Necros later kills Saunders (Thomas Wheatley), head of Station V in Vienna, disguised as a balloon salesman, by setting a bomb to explode at the doors to the cafe as he leaves his rendezvous with James Bond (Timothy Dalton). The killing becomes part of the operation to make the British Secret Service believe the Soviets have instituted a "Smiert Spionem" or "Death to Spies" operation.

Necros himself is killed after a midair struggle with Bond on the holding net of a Lockheed C-130 Hercules cargo plane 6500 ft above Afghanistan. Necros pleads for his life whilst hanging on to Bond's boot, but Bond slips the boot off by cutting the laces and drops the henchman to his death.

==Reception==
Perhaps due to his imposing stature and chiseled features, variety of false accents and love of pop music, Sally Hibbin considers Necros to be one of the most memorable Bond villains.
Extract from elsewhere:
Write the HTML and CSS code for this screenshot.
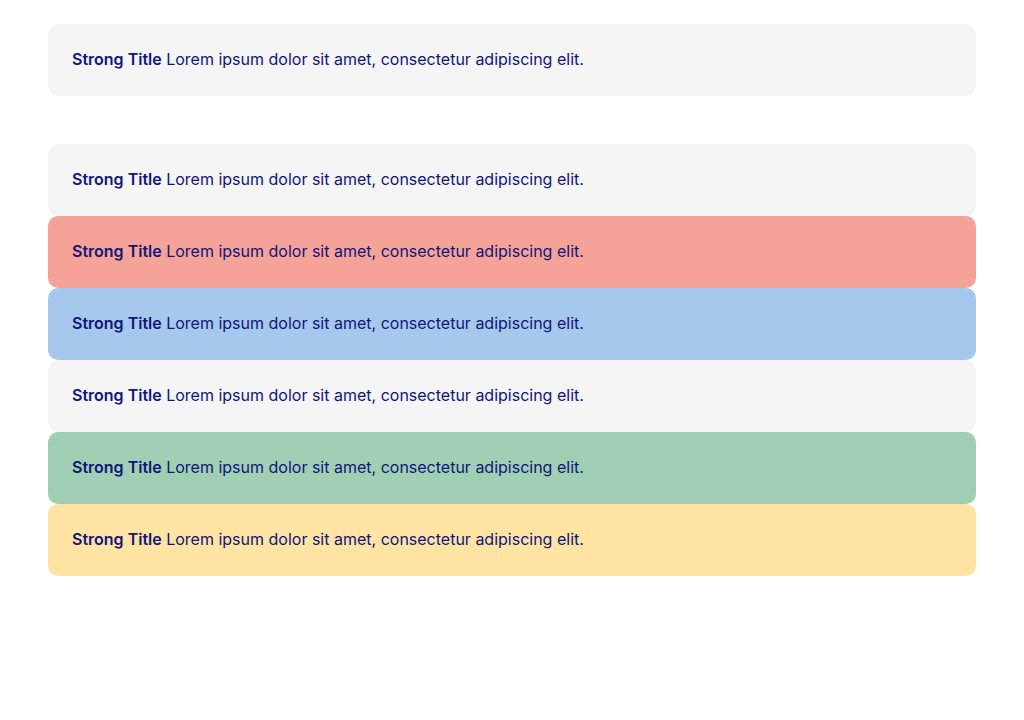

However, Steven Rubin stated that he was "not on-screen long enough to make any true impact", although he added that "even he has his sympathetic moments." Lee Pfeiffer and Dave Worrall say of Necros, "Necros is the most intriguing of the film's trio of main villains. He is a silent, humourless, but extremely handsome assassin who tends to use a Walkman as a strangulation device. The role is well played by Andreas Wisniewski, who provides the film with a much-needed sense of menace."